In ancient times, before the development of Western Civilisation as we know it, people had a very different conception of the world from the accepted view held by most Westerners today. In the first place, their relationship with natural energies and powers was much closer and more intense than that of today's urban dweller. The mechanised, electrified environment of the 21st century city is a place where natural cycles can easily be overlooked, or to be more particular, deliberately overcome.
Life in those times tended to be a series of ritualised and sanctified interactions with nature. These sacred events have crystallised over the years into the festivals, saints' days and holiday cycles we still celebrate today (such as Christmas and Easter), although with little general understanding of their primary intention and meaning.
Angels of the Days
- Every hour of every day had its genie, or guardian angel, and every day was ruled by one of the pantheon of divine beings who were worshipped under various names in the pagan world. The names of the days still celebrate their ancient guardians, which were identified with the planetary lords and ladies: Saturday, ruled by Saturn; Sunday, ruled by the Sun; Monday, ruled by the Moon, Tuesday ruled by Mars (Tiw, the ancient saxon god of war was equivalent to Mars in the Roman Pantheon, giving us mardi in French and cognate names in other latin-derived tongues); Wednesday (Woden's day, the saxon Mercury, giving mercredi in French); Thursday (Thor's day, the king of the gods, equivalent to Jupiter, jeudi in French) and Friday, Freya's day (the saxon Venus, in French vendredi).

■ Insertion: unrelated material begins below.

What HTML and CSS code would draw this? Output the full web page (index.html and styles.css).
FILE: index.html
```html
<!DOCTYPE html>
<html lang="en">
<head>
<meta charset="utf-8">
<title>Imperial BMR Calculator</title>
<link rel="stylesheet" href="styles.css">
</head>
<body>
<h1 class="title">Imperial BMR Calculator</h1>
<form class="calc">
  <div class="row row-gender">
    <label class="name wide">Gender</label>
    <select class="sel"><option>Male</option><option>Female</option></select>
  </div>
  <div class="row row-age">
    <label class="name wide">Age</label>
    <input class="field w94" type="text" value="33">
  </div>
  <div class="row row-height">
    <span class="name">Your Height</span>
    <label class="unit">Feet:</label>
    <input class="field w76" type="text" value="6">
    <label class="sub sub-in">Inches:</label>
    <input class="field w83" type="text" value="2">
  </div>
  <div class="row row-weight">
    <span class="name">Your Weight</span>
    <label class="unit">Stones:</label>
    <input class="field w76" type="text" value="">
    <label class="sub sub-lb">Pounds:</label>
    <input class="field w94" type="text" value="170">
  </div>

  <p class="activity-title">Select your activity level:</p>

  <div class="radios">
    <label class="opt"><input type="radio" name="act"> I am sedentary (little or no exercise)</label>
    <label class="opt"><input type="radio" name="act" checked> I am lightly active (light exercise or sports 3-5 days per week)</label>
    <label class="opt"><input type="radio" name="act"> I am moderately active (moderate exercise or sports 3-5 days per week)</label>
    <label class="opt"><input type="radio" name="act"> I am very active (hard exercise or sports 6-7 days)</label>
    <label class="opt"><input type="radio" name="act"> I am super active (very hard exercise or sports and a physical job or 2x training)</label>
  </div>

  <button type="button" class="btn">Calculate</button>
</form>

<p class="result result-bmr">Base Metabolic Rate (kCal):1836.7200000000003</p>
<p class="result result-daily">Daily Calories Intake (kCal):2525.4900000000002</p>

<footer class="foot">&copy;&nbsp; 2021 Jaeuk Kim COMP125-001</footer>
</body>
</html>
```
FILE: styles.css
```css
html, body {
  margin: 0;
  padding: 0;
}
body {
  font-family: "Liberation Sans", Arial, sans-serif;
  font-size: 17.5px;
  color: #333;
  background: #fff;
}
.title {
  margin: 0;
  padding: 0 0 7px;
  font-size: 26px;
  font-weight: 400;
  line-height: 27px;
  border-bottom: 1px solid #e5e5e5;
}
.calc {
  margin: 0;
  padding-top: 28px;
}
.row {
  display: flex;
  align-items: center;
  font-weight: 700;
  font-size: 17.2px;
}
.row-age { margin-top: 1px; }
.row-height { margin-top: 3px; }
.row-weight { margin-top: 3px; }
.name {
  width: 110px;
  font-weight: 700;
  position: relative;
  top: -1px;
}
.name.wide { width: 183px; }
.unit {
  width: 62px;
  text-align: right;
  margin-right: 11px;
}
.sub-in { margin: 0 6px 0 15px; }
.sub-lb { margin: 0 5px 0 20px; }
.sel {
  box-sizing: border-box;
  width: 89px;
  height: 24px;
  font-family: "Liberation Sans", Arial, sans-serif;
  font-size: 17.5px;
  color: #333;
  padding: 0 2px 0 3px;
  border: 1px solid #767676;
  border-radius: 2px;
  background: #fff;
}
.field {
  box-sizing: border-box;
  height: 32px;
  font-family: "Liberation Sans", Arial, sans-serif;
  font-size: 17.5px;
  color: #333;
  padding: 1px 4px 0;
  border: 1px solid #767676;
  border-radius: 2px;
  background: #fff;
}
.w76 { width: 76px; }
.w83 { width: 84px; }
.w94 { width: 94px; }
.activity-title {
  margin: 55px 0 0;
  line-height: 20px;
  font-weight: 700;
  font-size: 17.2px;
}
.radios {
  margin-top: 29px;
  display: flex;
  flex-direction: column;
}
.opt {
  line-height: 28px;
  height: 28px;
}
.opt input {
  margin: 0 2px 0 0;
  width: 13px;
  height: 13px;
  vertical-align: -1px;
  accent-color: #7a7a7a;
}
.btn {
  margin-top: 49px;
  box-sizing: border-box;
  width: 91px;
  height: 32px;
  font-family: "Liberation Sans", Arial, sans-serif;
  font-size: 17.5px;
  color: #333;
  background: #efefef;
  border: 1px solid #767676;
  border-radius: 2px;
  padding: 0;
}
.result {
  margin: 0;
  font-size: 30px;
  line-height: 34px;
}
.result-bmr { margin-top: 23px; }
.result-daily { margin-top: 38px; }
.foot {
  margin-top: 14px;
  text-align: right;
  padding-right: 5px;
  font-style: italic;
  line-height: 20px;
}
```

Freya (Frigga) was the most holy primeval goddess of the north. Christian monks decided that her day, Friday, was unlucky, as indeed it was, for Jesus Christ, who was crucified and died on a Friday. The Christian religion has sought to overthrow the goddess in all her forms, but has simply succeeded in causing her to reinvent herself under other names.
The Lunar Year
- These "primitive" folks had a rather more fluid conception of the year than we do and their calendar was based on the cycles of the moon. Now there are approximately 13 lunations in our solar year, so the year of the seasons had thirteen months. The moon is another expression of the goddess, as the monks well knew. Therefore its cycle of 13 had to be an unlucky number - and Jesus at his last supper sat down to eat with his twelve disciples, making thirteen at the table.
Friday used to be the seventh day of the week. It was the Jewish sabbath of their lunar calendar and is still the sabbath of the Moslems. Many cultures perceive it to be the best day for marriage, since it is ruled by Venus, the fertile goddess.
During the Middle Ages, however, when pagan worship of Freya still survived in the high places, stone circles and wooded groves, the churchmen declared her day to be the day of "devil worship".
So is Friday the thirteenth really unlucky, or is this belief just a hangover from the time when the patriarchial, male-centred religion of Christianity was trying to differentiate itself from and destroy its ancient, pagan, goddess-loving competitors?